Anything to do with the traditional world of get a degree, get a job as well as its alternatives
7Wannabe5
Posts: 9446
Joined: Fri Oct 18, 2013 9:03 am

Re: UC Berkeley now offers Data Science / Python course for free

Post by 7Wannabe5 »

I have been reading a lot of books on the topic of the history of science and innovation, and the interesting reality is that it can go either way. A tinkerer can construct a working model, such as first functional steam engine, which the scientists will later explain OR a mathematician can do some work which will be "lost" for 50 years, but when "found" becomes key to further development of entire functional economic era. etc. etc. For example, there was a minor 19th century problem concerning the gambling behavior of errant sons of the oligarchy- they believed they were guaranteed to eventually win if they continuously doubled down on their bets at roulette and similar games- which wasn't solved mathematically until around 1940, but the pursuit of a solution to this social or familial problem, which only could have existed under very specific economic conditions, led in good part to the mathematical structure of today's financial markets.
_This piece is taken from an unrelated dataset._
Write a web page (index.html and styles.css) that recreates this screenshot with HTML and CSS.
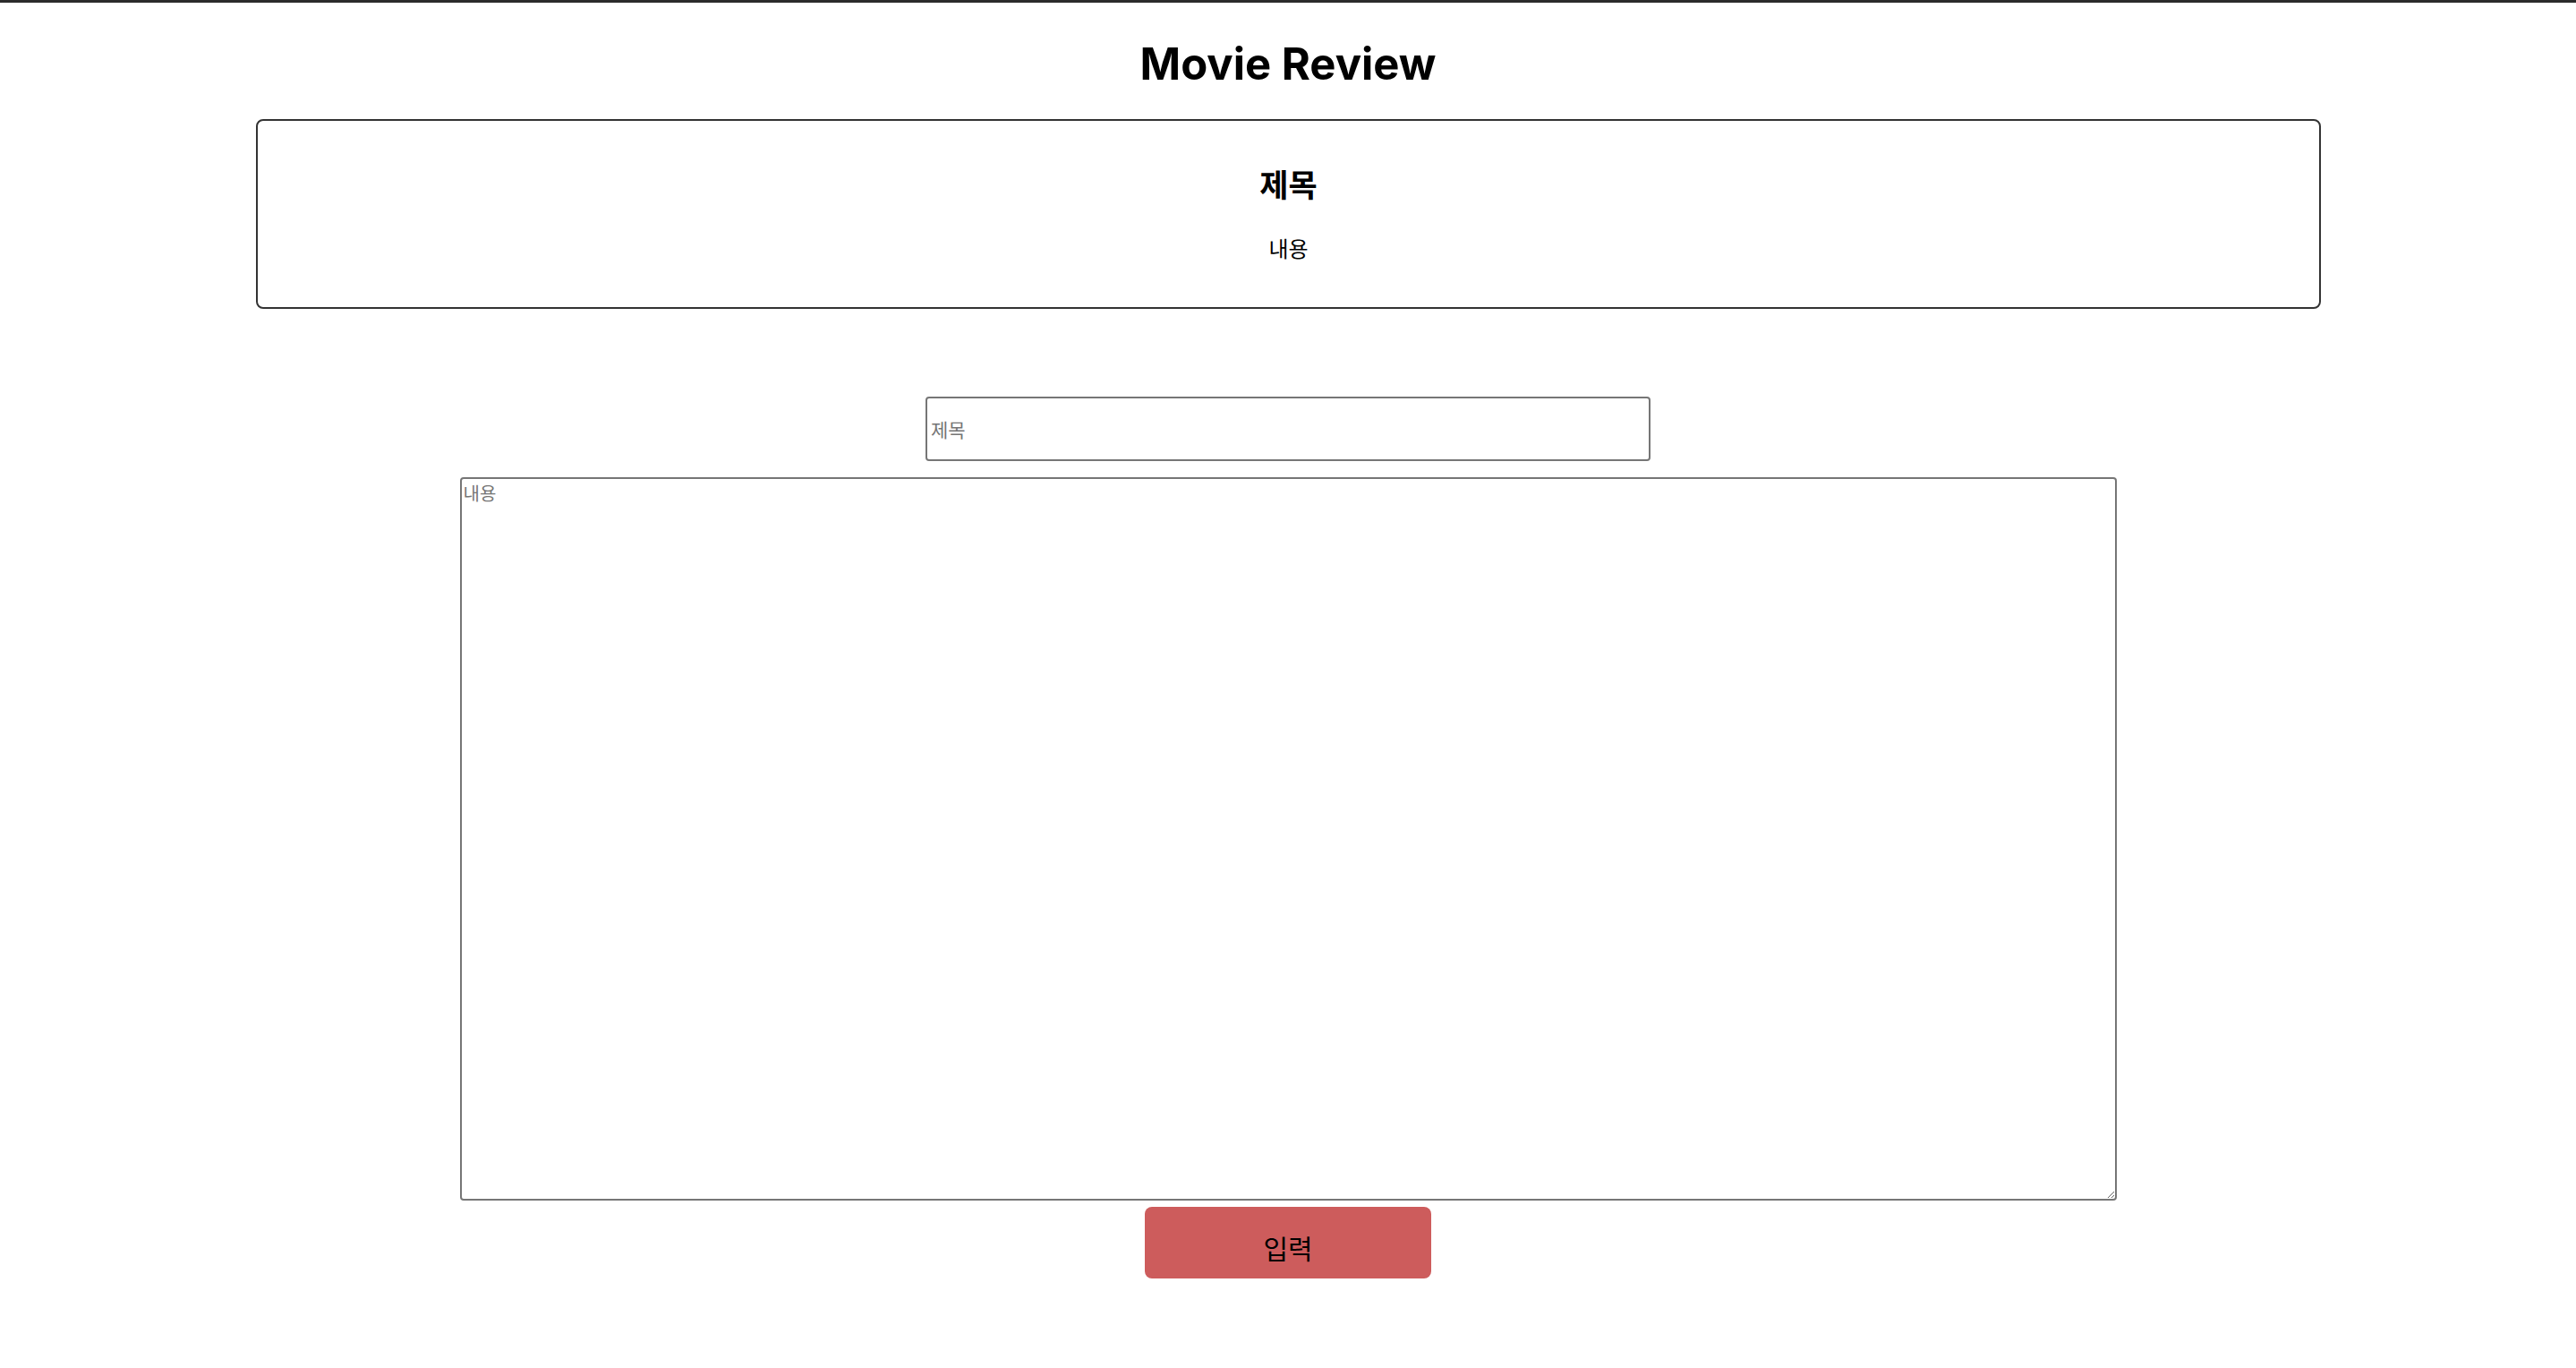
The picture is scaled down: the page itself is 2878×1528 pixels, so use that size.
FILE: index.html
```html
<!DOCTYPE html>
<html lang="ko">
<head>
<meta charset="utf-8">
<title>Movie Review</title>
<link rel="stylesheet" href="styles.css">
</head>
<body>
<div class="topline"></div>
<h1 class="title">Movie Review</h1>
<section class="card">
  <h2 class="card-title">제목</h2>
  <p class="card-body">내용</p>
</section>
<form class="review-form">
  <input class="title-input" type="text" placeholder="제목">
  <textarea class="body-input" placeholder="내용"></textarea>
  <button class="submit" type="button">입력</button>
</form>
</body>
</html>
```

FILE: styles.css
```css
html, body {
  margin: 0;
  padding: 0;
  background: #ffffff;
}
body {
  font-family: "Noto Sans CJK KR", "Noto Sans", sans-serif;
  color: #000;
}
.topline {
  height: 3px;
  background: #2b2b2b;
}
.title {
  font-family: Inter, "Noto Sans CJK KR", sans-serif;
  font-weight: 700;
  font-size: 49px;
  line-height: 60px;
  margin: 39px 0 0;
  text-align: center;
}
.card {
  margin: 31px 285px 0 286px;
  border: 2px solid #333;
  border-radius: 8px;
  padding: 45px 0 49px;
  text-align: center;
}
.card-title {
  font-size: 35px;
  font-weight: 700;
  line-height: 50px;
  margin: 0;
}
.card-body {
  font-size: 24px;
  line-height: 34px;
  margin: 30px 0 0;
}
.review-form {
  margin-top: 98px;
  display: flex;
  flex-direction: column;
  align-items: center;
}
.title-input {
  box-sizing: border-box;
  width: 810px;
  height: 72px;
  border: 2px solid #767676;
  border-radius: 4px;
  padding: 0 4px;
  font-family: "Noto Sans CJK KR", sans-serif;
  font-size: 21px;
  margin: 0;
}
.title-input::placeholder,
.body-input::placeholder {
  color: #757575;
}
.body-input {
  box-sizing: border-box;
  width: 1851px;
  height: 808px;
  margin: 18px 0 0;
  border: 2px solid #767676;
  border-radius: 4px;
  padding: 4px 2px;
  font-family: "Noto Sans CJK KR", sans-serif;
  font-size: 20px;
  line-height: 24px;
}
.submit {
  margin-top: 7px;
  width: 320px;
  height: 80px;
  border: none;
  border-radius: 8px;
  background: #cd5c5c;
  color: #000;
  font-family: "Noto Sans CJK KR", sans-serif;
  font-size: 30px;
  padding: 10px 0 0;
}
```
Also cross-pollination can lead to increased fertility of ideas. For instance, Claude Shannon's adviser convinced him to move sideways into different fields fairly early on. I am just making this up, but, for instance, maybe something interesting could develop if an engineer and a physicist and an AI skilled programmer overlapped their Venn Diagrams with an expert on deep sea lifeforms that rely on thermal vents for energy.

guitarplayer
Posts: 1348
Joined: Thu Feb 27, 2020 6:43 pm
Location: Scotland

Re: UC Berekely now offers Data Science / Python course for free

Post by guitarplayer »

jacob wrote:
Wed Dec 11, 2019 5:21 pm
As for data science itself, I think it's already reaching the point of glue coding similar to software engineering. The tools are there and function as black boxes. Newly minted "data scientists" who took a 2 month boot camp just have to know which tools to use in which situation and turn it into a presentation. At this point physicists who are innately driven towards (re)building everything from scratch, because they came in during the era where such tool libraries weren't widely available, would have to find some other kind of value-add.
Do you notice anything 'coagulating' on the horizon to be hard (pun intended) enough to solve or is it still throwing stuff at a wall and see what sticks?

ETA: Okay this was a half ass'ed question I now realise. Basically I tend to agree with the description and so in my effort to find jobs that are interesting that will get me some thousands more I am asking myself what next is out there. And so posing the question in the open as there are some folk with decent foresight around here.